(begin)

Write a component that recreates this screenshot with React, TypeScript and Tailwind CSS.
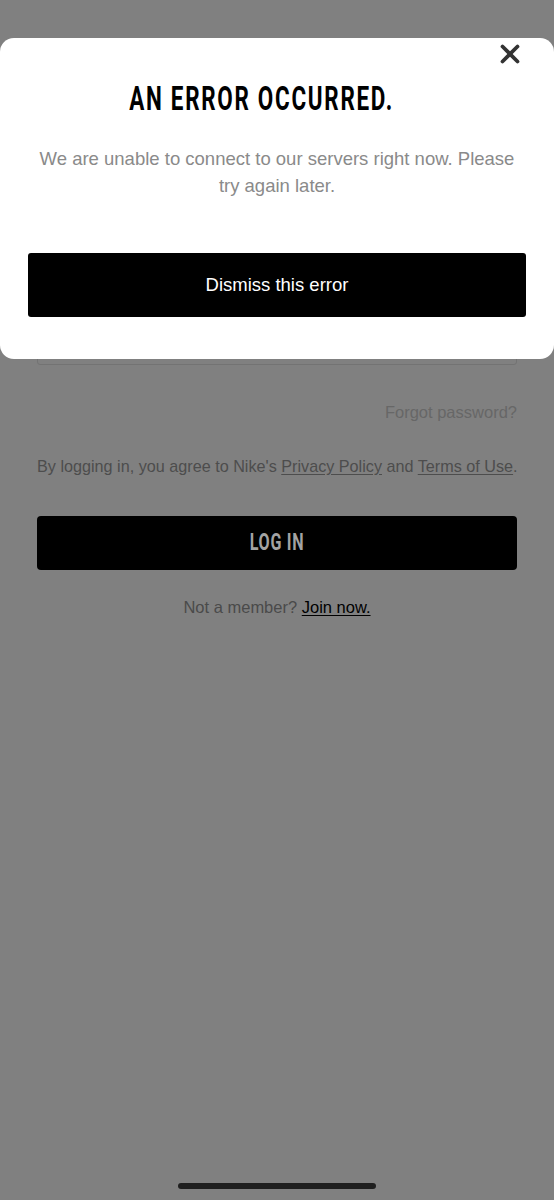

(end)
(begin)

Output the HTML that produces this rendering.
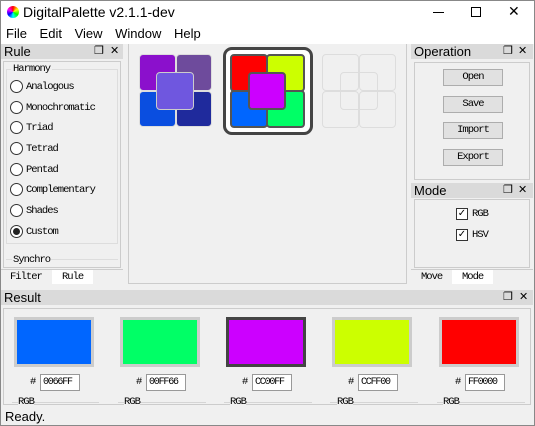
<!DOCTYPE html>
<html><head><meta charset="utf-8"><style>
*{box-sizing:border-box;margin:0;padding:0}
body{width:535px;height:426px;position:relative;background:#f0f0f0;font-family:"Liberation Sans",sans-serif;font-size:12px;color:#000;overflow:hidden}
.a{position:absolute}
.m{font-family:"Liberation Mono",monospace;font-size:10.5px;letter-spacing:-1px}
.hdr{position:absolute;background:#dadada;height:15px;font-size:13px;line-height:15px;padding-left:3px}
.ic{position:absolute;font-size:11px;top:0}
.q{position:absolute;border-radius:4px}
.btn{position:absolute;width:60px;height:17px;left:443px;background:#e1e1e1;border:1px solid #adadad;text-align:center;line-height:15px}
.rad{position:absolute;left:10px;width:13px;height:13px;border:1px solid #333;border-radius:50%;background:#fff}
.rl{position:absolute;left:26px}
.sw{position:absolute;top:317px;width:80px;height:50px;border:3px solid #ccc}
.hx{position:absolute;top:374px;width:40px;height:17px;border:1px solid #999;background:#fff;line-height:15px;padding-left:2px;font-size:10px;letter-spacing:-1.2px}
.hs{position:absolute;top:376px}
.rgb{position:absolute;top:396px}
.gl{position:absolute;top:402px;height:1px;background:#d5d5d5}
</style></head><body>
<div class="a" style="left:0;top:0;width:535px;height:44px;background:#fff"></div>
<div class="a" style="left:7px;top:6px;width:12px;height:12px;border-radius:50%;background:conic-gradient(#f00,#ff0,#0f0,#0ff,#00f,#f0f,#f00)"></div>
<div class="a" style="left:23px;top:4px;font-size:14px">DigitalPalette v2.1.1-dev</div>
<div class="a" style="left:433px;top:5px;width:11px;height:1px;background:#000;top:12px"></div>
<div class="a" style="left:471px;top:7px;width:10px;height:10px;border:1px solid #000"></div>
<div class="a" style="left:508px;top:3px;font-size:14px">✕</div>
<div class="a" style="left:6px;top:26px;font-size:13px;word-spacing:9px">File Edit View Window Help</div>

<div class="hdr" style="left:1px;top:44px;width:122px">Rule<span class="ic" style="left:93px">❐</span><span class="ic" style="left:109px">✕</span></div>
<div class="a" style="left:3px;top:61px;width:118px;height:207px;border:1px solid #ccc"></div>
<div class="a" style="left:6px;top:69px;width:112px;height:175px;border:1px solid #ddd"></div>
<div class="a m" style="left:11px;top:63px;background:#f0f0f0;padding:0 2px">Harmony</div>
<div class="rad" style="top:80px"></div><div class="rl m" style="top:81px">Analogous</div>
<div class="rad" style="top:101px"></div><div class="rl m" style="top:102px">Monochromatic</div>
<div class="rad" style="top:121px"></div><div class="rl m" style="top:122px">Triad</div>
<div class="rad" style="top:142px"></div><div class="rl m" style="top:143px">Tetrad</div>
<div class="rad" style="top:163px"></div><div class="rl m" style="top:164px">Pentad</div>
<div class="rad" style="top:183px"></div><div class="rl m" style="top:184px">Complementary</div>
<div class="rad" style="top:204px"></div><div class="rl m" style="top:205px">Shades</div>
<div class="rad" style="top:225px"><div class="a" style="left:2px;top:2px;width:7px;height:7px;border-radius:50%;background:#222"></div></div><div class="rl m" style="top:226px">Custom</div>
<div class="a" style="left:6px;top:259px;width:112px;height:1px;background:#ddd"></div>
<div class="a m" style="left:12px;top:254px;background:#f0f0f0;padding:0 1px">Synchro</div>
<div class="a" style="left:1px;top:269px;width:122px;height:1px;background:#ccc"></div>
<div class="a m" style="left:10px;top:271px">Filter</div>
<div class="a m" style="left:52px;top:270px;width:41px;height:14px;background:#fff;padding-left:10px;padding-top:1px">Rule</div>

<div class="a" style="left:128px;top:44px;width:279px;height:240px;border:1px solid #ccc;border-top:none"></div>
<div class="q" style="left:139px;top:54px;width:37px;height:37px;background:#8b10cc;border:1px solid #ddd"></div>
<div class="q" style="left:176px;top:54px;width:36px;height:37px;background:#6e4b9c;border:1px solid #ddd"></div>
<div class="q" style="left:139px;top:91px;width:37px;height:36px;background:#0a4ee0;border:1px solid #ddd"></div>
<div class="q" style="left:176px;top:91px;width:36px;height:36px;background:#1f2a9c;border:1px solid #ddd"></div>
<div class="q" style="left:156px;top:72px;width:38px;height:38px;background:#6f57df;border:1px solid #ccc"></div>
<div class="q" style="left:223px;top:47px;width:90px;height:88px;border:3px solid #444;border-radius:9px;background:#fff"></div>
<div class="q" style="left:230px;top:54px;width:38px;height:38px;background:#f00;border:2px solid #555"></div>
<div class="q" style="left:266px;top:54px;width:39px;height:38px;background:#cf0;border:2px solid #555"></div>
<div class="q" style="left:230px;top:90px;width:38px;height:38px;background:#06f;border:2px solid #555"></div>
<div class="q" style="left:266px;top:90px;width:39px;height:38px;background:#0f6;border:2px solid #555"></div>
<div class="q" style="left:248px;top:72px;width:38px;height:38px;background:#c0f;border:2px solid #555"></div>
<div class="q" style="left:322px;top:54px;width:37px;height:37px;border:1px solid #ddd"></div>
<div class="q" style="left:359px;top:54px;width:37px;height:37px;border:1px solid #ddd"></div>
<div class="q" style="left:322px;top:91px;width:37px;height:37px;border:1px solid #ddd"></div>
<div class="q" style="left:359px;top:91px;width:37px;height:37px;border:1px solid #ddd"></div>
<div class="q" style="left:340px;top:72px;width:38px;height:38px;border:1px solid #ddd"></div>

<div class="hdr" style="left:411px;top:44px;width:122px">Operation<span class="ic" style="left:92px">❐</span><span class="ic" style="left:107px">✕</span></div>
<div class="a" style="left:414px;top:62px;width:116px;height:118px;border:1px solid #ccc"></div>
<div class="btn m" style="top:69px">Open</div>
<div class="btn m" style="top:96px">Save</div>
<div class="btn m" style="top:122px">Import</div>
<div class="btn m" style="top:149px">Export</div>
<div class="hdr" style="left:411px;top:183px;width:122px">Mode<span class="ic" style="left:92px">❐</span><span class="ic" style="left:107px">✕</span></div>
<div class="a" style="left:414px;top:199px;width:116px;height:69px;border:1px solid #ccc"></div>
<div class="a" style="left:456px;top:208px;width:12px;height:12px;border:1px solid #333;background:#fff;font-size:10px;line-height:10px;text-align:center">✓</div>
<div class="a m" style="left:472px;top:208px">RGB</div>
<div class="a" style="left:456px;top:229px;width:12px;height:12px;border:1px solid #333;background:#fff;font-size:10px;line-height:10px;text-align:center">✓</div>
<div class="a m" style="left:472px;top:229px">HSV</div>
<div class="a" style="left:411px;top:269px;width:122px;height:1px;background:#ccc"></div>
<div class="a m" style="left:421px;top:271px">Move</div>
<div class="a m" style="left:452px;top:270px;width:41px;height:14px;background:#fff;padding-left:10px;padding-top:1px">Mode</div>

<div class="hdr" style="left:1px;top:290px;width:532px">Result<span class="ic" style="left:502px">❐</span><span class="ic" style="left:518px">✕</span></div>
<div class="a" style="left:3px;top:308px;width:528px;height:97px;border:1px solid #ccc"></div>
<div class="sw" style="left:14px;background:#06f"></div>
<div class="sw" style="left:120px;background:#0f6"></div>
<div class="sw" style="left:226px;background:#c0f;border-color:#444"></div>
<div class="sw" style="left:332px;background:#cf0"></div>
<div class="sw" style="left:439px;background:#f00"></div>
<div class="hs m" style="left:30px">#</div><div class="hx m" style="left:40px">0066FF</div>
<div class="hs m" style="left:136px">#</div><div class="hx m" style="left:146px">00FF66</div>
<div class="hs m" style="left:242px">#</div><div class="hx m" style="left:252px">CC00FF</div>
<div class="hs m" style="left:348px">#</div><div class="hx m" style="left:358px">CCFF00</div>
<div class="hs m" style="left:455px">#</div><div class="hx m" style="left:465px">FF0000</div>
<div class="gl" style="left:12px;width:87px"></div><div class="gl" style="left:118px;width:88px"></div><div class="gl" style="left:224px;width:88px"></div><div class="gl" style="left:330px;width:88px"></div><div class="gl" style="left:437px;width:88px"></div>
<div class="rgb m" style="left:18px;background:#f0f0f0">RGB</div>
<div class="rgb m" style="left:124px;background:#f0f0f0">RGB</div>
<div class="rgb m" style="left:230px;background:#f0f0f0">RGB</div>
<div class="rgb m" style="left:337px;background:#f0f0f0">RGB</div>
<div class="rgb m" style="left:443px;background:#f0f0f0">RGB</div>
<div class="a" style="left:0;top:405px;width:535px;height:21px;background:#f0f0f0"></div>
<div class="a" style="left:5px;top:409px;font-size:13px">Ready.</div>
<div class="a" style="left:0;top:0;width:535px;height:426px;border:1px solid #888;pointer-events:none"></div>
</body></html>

(end)

*WRITTEN INSTRUCTION*.
Reproduce only the lines running from the one that has "Output the HTML that produces this rendering." through the one that has "View Window Help</div>", ends included. Any pictures in that stretch should not be copied.

*EXERCISE SOLUTION*.
Output the HTML that produces this rendering.
<!DOCTYPE html>
<html><head><meta charset="utf-8"><style>
*{box-sizing:border-box;margin:0;padding:0}
body{width:535px;height:426px;position:relative;background:#f0f0f0;font-family:"Liberation Sans",sans-serif;font-size:12px;color:#000;overflow:hidden}
.a{position:absolute}
.m{font-family:"Liberation Mono",monospace;font-size:10.5px;letter-spacing:-1px}
.hdr{position:absolute;background:#dadada;height:15px;font-size:13px;line-height:15px;padding-left:3px}
.ic{position:absolute;font-size:11px;top:0}
.q{position:absolute;border-radius:4px}
.btn{position:absolute;width:60px;height:17px;left:443px;background:#e1e1e1;border:1px solid #adadad;text-align:center;line-height:15px}
.rad{position:absolute;left:10px;width:13px;height:13px;border:1px solid #333;border-radius:50%;background:#fff}
.rl{position:absolute;left:26px}
.sw{position:absolute;top:317px;width:80px;height:50px;border:3px solid #ccc}
.hx{position:absolute;top:374px;width:40px;height:17px;border:1px solid #999;background:#fff;line-height:15px;padding-left:2px;font-size:10px;letter-spacing:-1.2px}
.hs{position:absolute;top:376px}
.rgb{position:absolute;top:396px}
.gl{position:absolute;top:402px;height:1px;background:#d5d5d5}
</style></head><body>
<div class="a" style="left:0;top:0;width:535px;height:44px;background:#fff"></div>
<div class="a" style="left:7px;top:6px;width:12px;height:12px;border-radius:50%;background:conic-gradient(#f00,#ff0,#0f0,#0ff,#00f,#f0f,#f00)"></div>
<div class="a" style="left:23px;top:4px;font-size:14px">DigitalPalette v2.1.1-dev</div>
<div class="a" style="left:433px;top:5px;width:11px;height:1px;background:#000;top:12px"></div>
<div class="a" style="left:471px;top:7px;width:10px;height:10px;border:1px solid #000"></div>
<div class="a" style="left:508px;top:3px;font-size:14px">✕</div>
<div class="a" style="left:6px;top:26px;font-size:13px;word-spacing:9px">File Edit View Window Help</div>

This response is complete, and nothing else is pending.